(To do): Set down, word for word, only the lines from the start of the records through the line bearing "</phone-frame>"; include no pictures.

Web page code records:
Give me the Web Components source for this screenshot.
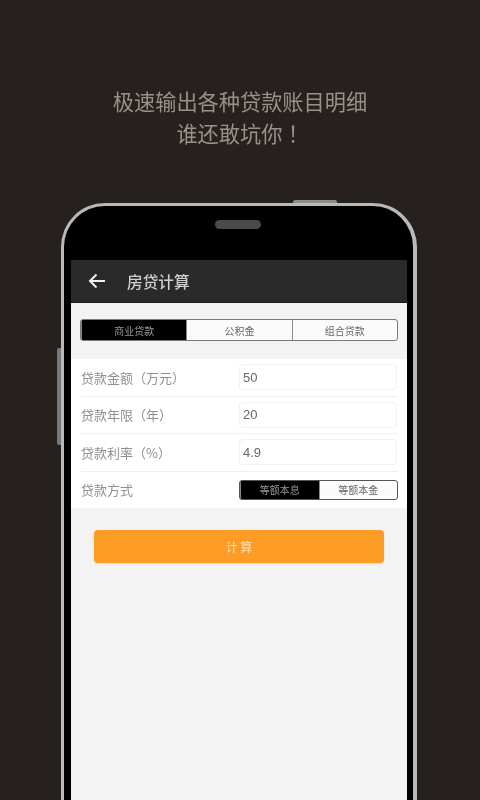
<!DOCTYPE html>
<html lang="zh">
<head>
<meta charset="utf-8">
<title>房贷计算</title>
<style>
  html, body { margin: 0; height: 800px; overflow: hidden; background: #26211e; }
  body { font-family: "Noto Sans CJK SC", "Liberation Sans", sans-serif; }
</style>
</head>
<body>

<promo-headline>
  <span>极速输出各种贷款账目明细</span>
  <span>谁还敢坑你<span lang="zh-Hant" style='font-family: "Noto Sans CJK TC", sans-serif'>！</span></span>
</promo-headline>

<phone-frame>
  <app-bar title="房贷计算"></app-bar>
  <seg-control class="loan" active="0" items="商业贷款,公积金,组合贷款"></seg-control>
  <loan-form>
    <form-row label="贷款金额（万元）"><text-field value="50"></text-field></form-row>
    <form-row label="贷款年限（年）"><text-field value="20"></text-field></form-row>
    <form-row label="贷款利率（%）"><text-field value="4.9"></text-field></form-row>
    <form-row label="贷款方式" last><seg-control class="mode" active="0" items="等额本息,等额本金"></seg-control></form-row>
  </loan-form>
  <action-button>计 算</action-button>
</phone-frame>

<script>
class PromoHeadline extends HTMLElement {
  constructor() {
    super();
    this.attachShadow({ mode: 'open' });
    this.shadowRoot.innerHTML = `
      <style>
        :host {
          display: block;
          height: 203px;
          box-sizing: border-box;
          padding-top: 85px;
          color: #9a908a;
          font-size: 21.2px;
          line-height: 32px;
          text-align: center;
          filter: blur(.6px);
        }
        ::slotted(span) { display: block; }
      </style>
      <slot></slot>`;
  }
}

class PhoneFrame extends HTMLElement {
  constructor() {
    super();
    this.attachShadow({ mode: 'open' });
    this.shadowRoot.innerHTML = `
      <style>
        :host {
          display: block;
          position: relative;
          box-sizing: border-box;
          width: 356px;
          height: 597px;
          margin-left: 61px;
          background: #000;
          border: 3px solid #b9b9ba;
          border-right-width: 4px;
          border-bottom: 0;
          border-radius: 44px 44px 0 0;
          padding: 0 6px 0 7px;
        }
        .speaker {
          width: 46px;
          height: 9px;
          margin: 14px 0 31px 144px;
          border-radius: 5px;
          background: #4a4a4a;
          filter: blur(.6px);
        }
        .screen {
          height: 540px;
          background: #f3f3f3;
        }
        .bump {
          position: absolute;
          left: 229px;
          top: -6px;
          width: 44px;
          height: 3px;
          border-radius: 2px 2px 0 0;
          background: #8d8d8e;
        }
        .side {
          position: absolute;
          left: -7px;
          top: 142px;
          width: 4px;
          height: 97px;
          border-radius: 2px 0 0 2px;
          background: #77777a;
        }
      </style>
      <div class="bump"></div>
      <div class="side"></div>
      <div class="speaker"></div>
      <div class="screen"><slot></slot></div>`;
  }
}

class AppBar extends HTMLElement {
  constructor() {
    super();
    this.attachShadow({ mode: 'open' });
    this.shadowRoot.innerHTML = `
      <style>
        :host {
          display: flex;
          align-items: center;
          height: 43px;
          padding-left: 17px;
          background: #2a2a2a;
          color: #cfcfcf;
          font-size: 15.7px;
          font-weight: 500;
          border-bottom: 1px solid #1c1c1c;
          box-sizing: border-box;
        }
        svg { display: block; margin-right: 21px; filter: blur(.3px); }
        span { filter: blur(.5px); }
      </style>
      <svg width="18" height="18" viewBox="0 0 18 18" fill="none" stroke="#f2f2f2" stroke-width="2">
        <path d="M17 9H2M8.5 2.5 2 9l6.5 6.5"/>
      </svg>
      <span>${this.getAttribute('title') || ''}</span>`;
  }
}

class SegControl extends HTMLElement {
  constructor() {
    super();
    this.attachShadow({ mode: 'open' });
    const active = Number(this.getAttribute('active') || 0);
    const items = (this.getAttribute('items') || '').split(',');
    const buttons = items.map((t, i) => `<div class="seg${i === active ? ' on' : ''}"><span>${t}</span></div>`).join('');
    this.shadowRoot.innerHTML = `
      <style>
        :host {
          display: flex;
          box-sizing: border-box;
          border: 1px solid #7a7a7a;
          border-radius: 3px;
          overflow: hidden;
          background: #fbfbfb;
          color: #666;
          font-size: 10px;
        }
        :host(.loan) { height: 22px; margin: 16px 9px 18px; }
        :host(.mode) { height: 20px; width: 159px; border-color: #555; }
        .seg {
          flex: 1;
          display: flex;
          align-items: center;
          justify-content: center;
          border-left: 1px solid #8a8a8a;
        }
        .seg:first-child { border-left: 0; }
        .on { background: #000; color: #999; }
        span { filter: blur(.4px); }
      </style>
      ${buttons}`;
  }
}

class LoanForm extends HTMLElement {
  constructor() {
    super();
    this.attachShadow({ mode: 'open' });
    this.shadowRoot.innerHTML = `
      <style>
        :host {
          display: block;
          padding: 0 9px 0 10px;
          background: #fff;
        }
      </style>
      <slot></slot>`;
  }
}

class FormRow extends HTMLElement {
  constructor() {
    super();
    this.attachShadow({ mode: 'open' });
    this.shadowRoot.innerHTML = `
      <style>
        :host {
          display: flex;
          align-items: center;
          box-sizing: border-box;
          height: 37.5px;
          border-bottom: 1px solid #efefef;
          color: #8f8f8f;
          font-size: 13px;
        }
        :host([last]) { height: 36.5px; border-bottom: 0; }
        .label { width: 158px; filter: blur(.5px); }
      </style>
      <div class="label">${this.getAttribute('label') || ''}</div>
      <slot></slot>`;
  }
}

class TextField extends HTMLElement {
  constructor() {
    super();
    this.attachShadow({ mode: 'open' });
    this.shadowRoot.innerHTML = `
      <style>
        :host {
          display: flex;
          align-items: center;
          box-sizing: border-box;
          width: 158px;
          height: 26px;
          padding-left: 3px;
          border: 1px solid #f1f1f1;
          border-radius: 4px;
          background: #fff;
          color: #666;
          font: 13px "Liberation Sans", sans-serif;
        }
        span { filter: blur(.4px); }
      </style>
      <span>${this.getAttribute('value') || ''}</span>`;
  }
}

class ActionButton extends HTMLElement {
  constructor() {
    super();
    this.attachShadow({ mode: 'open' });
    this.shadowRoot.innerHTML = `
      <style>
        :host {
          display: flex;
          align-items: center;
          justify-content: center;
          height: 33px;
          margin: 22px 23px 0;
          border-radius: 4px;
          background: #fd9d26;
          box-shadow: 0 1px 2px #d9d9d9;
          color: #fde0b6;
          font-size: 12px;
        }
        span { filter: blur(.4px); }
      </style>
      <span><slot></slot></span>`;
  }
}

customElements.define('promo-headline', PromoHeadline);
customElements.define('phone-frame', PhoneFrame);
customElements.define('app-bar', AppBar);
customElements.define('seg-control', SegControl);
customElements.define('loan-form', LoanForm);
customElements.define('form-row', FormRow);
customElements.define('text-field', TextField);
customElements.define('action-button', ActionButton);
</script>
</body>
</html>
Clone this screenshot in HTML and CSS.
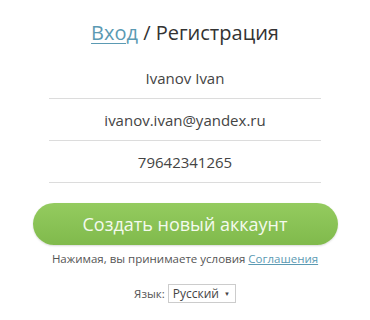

(The output):
Give me the Web Components source for this screenshot.
<!DOCTYPE html>
<html lang="zh">
<head>
<meta charset="utf-8">
<title>房贷计算</title>
<style>
  html, body { margin: 0; height: 800px; overflow: hidden; background: #26211e; }
  body { font-family: "Noto Sans CJK SC", "Liberation Sans", sans-serif; }
</style>
</head>
<body>

<promo-headline>
  <span>极速输出各种贷款账目明细</span>
  <span>谁还敢坑你<span lang="zh-Hant" style='font-family: "Noto Sans CJK TC", sans-serif'>！</span></span>
</promo-headline>

<phone-frame>
  <app-bar title="房贷计算"></app-bar>
  <seg-control class="loan" active="0" items="商业贷款,公积金,组合贷款"></seg-control>
  <loan-form>
    <form-row label="贷款金额（万元）"><text-field value="50"></text-field></form-row>
    <form-row label="贷款年限（年）"><text-field value="20"></text-field></form-row>
    <form-row label="贷款利率（%）"><text-field value="4.9"></text-field></form-row>
    <form-row label="贷款方式" last><seg-control class="mode" active="0" items="等额本息,等额本金"></seg-control></form-row>
  </loan-form>
  <action-button>计 算</action-button>
</phone-frame>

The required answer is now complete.